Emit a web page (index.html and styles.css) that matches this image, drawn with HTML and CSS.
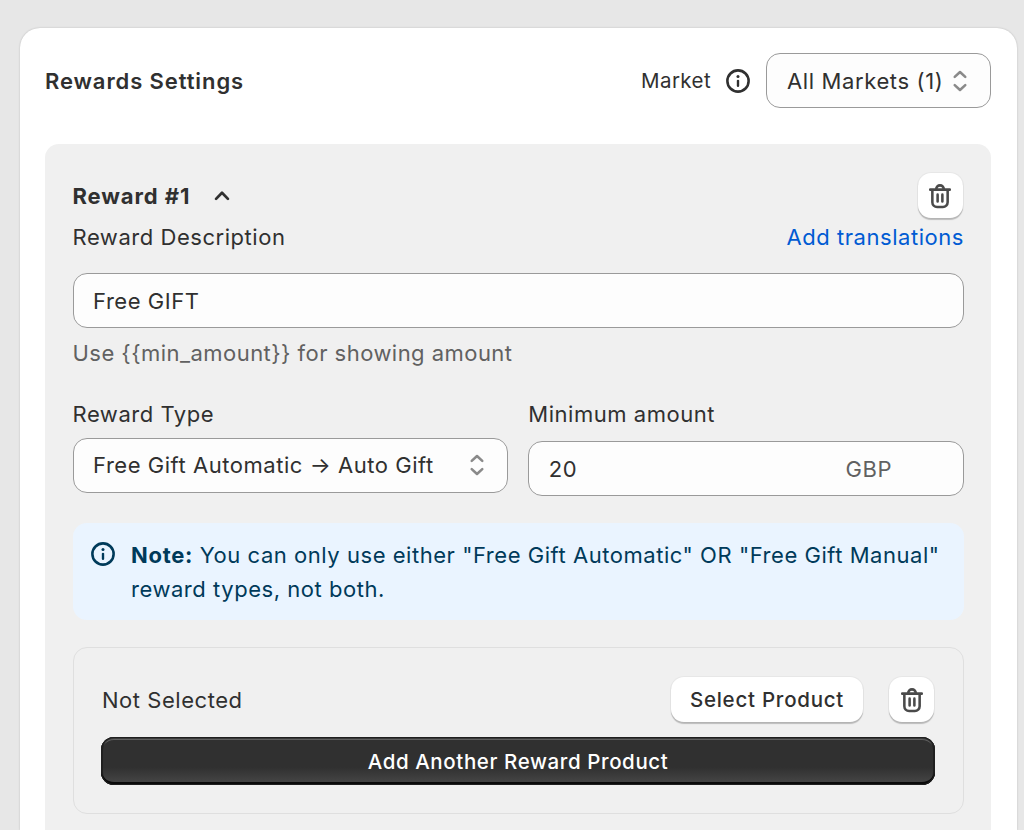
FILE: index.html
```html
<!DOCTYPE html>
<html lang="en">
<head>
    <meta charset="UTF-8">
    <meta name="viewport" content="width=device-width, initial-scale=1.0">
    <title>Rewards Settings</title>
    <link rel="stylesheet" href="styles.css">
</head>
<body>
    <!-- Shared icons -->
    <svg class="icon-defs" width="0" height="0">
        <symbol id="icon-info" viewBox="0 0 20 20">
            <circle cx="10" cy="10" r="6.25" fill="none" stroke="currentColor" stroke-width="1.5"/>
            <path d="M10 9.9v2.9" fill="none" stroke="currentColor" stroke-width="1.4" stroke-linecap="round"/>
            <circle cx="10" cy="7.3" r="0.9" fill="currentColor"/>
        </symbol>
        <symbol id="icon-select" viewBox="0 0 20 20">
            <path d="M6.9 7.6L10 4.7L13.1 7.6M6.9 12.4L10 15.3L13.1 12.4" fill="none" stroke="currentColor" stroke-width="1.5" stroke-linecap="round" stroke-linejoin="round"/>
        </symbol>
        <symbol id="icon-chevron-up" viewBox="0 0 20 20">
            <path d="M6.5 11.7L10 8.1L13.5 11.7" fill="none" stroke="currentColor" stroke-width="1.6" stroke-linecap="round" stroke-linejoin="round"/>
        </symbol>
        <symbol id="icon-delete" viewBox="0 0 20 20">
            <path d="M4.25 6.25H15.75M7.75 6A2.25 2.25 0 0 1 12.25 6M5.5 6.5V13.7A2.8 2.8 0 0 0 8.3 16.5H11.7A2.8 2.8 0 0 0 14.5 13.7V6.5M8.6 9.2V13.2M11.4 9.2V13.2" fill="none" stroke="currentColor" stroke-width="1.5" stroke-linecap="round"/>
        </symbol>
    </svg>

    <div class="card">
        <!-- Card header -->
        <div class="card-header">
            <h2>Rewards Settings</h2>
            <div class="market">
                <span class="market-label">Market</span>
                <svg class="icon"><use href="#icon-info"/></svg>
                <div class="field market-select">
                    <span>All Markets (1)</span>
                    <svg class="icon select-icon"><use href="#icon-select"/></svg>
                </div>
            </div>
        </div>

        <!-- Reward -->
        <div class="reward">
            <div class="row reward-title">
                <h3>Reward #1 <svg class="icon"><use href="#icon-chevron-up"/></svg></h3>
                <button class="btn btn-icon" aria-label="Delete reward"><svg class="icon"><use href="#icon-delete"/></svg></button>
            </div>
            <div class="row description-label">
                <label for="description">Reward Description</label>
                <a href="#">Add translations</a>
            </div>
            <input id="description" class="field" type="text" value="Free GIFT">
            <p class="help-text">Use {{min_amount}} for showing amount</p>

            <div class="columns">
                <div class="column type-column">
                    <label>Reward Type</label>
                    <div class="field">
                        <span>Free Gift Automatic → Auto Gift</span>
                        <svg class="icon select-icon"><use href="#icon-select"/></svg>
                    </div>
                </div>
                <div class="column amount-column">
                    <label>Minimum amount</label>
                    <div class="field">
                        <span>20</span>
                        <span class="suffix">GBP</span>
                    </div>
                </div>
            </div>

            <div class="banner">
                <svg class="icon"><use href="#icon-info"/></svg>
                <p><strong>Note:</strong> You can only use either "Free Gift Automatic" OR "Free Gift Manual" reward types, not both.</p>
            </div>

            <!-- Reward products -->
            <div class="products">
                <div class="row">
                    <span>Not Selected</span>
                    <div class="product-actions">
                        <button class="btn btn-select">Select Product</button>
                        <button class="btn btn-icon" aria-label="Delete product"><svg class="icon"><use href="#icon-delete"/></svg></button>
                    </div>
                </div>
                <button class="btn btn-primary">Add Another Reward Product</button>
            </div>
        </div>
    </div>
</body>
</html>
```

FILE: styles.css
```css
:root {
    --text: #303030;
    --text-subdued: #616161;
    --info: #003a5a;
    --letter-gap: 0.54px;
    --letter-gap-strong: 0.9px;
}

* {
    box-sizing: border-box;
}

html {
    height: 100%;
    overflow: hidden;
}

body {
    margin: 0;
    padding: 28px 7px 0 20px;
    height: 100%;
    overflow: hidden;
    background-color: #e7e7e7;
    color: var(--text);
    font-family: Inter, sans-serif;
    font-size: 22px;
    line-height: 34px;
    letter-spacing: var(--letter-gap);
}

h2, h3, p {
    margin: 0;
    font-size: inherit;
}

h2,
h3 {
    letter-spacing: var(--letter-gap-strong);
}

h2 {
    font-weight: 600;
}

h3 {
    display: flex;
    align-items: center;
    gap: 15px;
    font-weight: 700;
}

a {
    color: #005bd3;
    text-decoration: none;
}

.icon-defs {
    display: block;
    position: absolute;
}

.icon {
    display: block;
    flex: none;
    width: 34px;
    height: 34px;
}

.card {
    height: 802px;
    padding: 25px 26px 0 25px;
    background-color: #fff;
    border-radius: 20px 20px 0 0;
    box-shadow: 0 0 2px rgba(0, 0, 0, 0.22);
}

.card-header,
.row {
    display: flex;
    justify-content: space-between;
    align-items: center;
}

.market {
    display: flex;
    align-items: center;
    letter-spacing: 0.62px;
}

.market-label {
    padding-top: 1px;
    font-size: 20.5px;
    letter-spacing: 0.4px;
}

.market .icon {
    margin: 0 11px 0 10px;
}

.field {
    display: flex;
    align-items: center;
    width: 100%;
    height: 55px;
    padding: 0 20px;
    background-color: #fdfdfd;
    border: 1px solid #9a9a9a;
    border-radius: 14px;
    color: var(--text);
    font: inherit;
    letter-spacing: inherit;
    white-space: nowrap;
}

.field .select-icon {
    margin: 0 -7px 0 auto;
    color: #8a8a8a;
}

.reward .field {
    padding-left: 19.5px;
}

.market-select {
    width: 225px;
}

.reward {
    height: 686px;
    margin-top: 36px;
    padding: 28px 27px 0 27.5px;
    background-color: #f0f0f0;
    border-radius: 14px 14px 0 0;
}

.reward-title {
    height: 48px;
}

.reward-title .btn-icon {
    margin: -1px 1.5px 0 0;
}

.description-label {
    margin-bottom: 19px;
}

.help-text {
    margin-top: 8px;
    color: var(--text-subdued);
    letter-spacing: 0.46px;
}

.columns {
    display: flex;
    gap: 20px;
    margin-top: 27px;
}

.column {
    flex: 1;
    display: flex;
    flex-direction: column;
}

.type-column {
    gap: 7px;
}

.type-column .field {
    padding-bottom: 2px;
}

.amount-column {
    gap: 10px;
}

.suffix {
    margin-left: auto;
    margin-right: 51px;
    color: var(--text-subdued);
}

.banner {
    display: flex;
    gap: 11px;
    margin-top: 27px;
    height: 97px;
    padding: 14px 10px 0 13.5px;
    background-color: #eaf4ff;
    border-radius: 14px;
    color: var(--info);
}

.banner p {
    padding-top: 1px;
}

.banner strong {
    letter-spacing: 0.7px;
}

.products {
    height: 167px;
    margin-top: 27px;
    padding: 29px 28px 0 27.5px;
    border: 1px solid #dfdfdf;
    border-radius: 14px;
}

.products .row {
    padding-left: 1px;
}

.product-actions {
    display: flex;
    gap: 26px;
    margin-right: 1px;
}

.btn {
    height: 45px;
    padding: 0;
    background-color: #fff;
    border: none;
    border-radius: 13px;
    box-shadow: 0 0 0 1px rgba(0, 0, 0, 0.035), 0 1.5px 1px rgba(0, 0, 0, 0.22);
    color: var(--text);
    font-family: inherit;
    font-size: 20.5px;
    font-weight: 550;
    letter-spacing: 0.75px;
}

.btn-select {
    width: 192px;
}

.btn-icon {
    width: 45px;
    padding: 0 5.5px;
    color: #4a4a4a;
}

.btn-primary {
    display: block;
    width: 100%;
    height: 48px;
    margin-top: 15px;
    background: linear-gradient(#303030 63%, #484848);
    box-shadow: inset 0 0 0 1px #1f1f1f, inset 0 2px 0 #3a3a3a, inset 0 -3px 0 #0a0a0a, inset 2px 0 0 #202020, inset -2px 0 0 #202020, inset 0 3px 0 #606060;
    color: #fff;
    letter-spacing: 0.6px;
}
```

==================================================

● **Given instruction**: Every line above that contains the word "index" should be reported.

● **Response to the task**:
Emit a web page (index.html and styles.css) that matches this image, drawn with HTML and CSS.
FILE: index.html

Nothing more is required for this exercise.